What is being asked:
Pick out every line holding the string "image" and copy it.
** START OF Supplied data **
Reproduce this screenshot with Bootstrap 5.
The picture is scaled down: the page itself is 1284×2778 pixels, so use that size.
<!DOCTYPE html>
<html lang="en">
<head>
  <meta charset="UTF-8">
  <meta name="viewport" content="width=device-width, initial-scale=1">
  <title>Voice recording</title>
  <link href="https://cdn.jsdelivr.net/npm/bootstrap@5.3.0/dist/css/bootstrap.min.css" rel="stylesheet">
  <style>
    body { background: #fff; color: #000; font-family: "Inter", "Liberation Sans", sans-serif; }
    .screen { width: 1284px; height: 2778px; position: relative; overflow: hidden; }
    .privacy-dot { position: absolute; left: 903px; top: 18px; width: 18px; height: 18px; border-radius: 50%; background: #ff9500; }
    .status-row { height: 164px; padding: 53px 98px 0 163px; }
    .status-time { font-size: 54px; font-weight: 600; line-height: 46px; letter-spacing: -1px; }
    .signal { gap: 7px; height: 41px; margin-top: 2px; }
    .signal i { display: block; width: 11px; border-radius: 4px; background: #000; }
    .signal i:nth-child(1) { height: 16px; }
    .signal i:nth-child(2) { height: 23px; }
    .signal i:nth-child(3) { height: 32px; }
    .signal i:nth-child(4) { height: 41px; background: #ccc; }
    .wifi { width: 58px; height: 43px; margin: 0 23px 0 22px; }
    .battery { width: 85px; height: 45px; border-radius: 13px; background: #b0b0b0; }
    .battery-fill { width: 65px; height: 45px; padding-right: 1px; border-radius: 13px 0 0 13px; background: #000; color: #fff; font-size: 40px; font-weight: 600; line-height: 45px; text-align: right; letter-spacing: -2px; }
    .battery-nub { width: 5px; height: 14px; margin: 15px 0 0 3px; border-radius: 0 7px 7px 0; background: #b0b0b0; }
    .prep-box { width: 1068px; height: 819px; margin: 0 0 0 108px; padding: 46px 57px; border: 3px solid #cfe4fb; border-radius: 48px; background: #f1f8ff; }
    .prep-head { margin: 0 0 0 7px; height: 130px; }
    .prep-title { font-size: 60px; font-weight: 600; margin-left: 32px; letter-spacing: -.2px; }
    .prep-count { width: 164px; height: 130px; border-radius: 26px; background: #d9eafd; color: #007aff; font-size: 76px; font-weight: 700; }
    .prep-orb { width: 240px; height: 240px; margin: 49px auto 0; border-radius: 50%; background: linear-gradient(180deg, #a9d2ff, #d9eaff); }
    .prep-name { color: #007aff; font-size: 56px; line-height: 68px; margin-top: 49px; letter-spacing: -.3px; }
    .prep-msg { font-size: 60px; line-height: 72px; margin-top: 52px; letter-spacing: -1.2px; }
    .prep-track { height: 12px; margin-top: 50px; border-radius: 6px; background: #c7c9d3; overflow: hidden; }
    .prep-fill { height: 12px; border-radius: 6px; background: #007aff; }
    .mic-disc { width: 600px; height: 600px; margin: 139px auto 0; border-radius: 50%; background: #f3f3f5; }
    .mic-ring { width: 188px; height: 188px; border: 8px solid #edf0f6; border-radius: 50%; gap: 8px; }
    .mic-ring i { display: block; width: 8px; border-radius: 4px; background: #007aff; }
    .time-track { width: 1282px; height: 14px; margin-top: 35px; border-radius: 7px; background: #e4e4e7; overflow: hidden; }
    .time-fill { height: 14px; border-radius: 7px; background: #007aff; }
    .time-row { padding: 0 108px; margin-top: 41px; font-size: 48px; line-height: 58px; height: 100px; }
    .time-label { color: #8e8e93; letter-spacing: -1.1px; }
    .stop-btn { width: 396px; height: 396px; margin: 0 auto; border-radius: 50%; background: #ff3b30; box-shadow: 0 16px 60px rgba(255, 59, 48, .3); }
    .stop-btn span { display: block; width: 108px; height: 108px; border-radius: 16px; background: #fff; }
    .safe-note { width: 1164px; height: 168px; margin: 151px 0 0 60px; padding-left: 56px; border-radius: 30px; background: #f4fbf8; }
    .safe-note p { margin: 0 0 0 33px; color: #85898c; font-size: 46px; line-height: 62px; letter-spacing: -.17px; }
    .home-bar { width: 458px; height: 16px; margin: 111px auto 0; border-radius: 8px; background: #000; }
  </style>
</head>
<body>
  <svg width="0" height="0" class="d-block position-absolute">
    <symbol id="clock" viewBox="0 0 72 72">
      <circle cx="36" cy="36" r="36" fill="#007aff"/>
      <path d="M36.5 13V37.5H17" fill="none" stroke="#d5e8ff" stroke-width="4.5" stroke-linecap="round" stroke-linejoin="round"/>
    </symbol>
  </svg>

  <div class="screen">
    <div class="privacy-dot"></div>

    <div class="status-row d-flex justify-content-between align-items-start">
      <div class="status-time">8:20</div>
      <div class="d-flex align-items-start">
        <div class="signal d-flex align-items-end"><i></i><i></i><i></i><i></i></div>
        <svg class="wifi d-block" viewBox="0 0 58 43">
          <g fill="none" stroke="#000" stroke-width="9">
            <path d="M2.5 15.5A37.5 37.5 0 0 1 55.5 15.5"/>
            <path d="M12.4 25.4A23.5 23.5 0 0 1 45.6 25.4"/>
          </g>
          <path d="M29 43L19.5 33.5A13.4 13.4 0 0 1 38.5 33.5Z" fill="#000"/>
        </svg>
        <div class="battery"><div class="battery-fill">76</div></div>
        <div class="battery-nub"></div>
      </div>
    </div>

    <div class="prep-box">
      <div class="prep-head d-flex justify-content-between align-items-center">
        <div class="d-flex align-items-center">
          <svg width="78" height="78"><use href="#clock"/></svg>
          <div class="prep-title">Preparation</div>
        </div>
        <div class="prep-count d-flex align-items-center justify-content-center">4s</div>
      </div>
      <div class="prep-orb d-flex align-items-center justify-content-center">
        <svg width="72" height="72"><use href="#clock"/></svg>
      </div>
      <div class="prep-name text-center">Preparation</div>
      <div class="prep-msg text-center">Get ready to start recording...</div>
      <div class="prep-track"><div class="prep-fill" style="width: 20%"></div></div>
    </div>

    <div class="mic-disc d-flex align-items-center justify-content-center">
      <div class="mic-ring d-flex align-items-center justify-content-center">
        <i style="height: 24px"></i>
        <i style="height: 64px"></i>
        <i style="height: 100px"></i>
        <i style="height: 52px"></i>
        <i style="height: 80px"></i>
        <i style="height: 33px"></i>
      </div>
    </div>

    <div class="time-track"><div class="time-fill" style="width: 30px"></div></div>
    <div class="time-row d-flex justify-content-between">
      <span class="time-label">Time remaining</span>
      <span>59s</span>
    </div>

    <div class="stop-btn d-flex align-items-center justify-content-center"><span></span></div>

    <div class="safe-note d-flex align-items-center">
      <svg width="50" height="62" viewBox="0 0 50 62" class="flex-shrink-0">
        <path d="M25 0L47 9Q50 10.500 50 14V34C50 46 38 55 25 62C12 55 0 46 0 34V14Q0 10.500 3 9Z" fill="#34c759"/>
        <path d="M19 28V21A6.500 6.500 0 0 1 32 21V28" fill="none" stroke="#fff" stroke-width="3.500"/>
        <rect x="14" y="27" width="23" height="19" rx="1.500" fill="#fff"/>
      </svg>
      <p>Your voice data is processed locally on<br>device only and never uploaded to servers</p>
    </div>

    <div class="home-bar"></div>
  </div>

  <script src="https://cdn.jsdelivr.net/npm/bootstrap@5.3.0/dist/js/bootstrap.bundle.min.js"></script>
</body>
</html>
** END OF Supplied data **
** START OF Supplied data **
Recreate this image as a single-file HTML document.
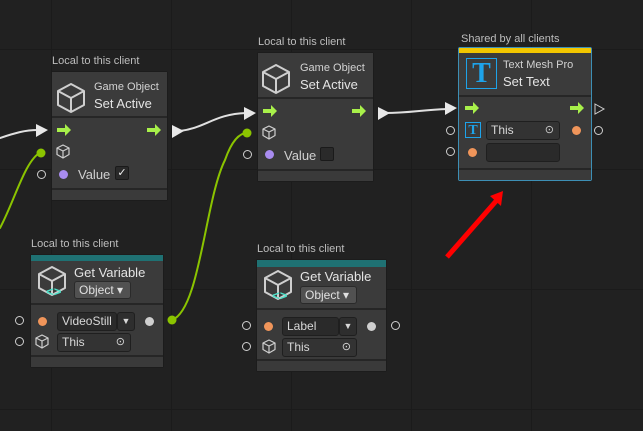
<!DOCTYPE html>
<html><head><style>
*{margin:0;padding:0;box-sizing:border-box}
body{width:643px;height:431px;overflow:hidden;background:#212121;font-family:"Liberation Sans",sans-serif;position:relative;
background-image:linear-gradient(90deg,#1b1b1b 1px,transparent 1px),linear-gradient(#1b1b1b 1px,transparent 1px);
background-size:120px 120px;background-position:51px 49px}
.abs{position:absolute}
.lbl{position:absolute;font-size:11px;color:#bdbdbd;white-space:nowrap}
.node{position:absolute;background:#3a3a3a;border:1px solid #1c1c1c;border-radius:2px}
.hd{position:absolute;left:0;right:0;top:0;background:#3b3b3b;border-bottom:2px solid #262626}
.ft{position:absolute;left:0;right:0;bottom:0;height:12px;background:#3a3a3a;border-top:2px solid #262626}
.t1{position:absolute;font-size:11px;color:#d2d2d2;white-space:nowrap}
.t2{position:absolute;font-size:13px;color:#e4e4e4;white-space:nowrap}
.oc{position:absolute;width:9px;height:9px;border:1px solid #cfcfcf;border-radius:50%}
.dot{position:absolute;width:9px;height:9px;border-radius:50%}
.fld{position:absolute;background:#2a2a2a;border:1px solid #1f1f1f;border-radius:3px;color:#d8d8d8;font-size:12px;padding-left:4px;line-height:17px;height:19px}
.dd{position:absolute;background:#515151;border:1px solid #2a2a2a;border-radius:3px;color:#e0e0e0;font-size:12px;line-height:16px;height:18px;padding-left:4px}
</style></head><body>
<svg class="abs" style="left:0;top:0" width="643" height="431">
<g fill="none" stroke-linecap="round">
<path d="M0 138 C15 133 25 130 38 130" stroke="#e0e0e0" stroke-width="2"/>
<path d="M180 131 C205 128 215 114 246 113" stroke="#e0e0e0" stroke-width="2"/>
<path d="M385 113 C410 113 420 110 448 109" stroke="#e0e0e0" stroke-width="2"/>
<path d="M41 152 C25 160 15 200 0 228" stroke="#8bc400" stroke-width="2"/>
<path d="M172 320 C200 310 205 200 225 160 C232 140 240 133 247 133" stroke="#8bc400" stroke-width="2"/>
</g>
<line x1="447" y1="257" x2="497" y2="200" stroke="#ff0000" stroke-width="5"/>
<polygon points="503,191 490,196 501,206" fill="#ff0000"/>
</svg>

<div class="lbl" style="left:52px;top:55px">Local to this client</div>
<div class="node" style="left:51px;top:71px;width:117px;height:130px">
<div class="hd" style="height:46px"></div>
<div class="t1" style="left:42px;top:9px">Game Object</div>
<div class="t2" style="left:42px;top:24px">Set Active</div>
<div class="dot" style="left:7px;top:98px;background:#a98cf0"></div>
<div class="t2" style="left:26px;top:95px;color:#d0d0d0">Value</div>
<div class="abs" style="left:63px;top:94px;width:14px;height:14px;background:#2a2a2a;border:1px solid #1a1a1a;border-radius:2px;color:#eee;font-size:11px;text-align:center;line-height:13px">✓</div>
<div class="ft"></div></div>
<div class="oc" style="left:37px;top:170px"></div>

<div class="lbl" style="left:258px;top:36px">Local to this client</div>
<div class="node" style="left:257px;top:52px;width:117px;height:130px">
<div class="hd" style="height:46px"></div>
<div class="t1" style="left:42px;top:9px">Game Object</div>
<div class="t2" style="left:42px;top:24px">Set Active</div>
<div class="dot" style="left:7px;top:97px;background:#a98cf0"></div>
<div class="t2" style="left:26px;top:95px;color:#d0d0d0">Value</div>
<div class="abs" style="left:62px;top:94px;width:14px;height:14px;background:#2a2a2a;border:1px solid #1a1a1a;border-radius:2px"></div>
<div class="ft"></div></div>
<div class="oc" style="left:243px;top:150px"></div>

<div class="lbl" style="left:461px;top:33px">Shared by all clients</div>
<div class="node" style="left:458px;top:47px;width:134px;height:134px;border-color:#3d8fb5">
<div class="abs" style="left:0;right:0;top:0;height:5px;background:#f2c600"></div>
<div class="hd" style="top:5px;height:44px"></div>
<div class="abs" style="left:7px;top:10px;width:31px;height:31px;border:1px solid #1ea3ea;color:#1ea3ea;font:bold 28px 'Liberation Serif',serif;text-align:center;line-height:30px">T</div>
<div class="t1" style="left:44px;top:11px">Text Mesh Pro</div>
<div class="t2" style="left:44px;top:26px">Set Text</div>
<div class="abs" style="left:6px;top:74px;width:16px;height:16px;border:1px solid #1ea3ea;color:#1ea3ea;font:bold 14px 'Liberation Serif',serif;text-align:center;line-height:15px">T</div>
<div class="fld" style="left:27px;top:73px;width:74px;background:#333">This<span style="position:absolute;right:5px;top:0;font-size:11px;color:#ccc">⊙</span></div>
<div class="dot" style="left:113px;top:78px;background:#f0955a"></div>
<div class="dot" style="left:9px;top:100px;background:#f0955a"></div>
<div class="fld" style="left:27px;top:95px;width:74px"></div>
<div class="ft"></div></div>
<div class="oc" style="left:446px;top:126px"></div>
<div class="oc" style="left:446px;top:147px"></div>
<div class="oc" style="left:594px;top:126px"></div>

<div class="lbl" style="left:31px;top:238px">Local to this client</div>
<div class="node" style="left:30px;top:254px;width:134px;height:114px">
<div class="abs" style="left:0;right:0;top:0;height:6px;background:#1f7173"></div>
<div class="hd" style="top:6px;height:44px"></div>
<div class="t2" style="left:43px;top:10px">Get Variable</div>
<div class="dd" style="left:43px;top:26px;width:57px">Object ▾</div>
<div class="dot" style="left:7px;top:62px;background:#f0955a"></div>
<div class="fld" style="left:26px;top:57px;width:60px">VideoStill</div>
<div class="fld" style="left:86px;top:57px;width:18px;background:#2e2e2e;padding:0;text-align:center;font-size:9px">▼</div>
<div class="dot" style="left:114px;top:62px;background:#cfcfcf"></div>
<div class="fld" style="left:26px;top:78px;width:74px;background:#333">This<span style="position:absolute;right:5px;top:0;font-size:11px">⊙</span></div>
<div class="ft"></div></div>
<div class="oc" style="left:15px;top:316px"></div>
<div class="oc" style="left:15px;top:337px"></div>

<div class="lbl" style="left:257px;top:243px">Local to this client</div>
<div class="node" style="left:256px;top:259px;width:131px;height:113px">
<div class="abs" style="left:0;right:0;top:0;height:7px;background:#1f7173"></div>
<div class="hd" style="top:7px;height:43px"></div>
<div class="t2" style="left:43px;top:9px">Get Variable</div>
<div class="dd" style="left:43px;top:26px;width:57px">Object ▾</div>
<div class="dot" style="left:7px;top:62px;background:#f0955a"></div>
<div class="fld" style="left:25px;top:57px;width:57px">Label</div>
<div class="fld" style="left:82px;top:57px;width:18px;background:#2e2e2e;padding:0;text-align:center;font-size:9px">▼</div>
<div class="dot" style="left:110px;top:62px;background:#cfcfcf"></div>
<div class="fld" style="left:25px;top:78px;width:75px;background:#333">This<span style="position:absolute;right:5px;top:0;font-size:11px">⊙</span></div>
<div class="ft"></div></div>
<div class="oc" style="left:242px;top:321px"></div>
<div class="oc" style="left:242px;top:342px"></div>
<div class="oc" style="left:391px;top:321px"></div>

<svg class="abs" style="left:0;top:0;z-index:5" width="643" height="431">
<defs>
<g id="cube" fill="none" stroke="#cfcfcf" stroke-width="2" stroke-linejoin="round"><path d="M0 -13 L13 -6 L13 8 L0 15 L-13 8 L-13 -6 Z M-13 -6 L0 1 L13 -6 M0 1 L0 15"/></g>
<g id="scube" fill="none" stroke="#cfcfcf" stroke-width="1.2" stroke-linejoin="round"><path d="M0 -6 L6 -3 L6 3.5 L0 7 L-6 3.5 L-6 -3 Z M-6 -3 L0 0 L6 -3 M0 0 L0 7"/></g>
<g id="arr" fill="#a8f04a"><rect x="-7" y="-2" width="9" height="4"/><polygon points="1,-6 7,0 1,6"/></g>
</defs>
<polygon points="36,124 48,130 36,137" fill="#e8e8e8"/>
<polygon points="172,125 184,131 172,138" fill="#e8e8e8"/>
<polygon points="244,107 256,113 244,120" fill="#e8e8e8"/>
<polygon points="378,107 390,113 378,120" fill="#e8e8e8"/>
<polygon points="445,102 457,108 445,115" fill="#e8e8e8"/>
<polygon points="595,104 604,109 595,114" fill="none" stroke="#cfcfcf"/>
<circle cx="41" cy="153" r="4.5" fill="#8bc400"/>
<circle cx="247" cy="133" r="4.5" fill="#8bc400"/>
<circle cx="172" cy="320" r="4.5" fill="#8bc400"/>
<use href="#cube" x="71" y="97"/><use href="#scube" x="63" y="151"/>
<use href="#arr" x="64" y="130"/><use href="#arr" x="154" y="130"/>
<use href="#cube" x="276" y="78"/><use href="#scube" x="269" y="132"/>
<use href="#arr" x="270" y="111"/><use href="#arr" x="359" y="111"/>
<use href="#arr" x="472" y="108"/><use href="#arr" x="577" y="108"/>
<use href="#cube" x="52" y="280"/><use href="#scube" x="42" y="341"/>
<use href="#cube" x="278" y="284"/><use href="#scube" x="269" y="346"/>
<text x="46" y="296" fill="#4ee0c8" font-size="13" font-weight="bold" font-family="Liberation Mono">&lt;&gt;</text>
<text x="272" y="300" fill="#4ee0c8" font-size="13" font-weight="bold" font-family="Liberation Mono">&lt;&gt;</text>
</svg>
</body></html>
** END OF Supplied data **
Expected answer:
Recreate this image as a single-file HTML document.
background-image:linear-gradient(90deg,#1b1b1b 1px,transparent 1px),linear-gradient(#1b1b1b 1px,transparent 1px);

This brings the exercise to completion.